Around the mid-to-late game, Toil-Trouble‘s options turn from in-the-tank utility draw spell to punishing burn spell for those keeping their cards too close to their chests. When the cards are fused, what was once an obvious choice of targeting yourself with Toil becomes a more interesting debate with Trouble, as Toil adds four extra points of damage to the player you target with Trouble. It can be difficult to justify giving anyone extra cards, but if they have six in hand, dealing ten damage for 4RB and a few extra cards still feels like good value.

DOES THE CRIME FIT THE PUNISHMENT?

The Dissension split cards are some of my favorites. Each one contains great design compromise in terms of power, combining the functionality and strangeness I look for when I think about my favorite Magic cards. The best of these, in my opinion, is Crime-Punishment. It’s more straightforward than Pure-Simple, and not as cheeky as Hide-Seek, but both sides are strong meat-and-potatoes spells that shape compelling gameplay.

Punishment is a great board wipe that’s only improved over time. Planeswalker cards and abundant indestructible permanents help its case, but the truth is, it was always good. Much like Pernicious Deed, the OG of scalable destruction, cards like Punishment are still few and far between for good reason: they are powerful, and they can protect the cards you want to keep around. Before the influx of Abzan cards, this was the best way to control with Karador or fill graveyards for Teneb, the Harvester.
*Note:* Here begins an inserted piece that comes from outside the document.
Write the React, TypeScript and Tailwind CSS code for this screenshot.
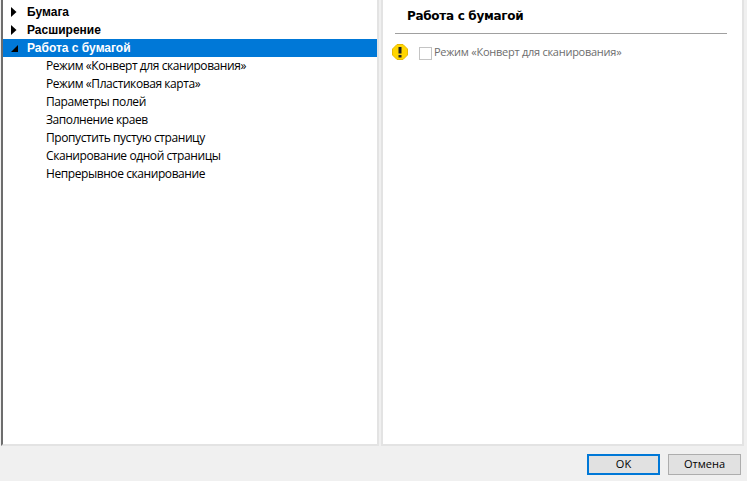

Crime gets less use than Punishment, but that doesn’t mean it isn’t exciting. I particularly enjoy using my opponent’s cards to further my game plan, and the interactions with this card can be fairly unique. Crime is the only card in Magic that can reanimate your opponent’s enchantments, which was irrelevant to me until the day a Lurking Predators, a Phyrexian Arena, and a Sun Titan walked into a bar ended up in the graveyard, and I had to make a fun choice about what to do next. I guess what I’m saying is, sometimes Crime pays.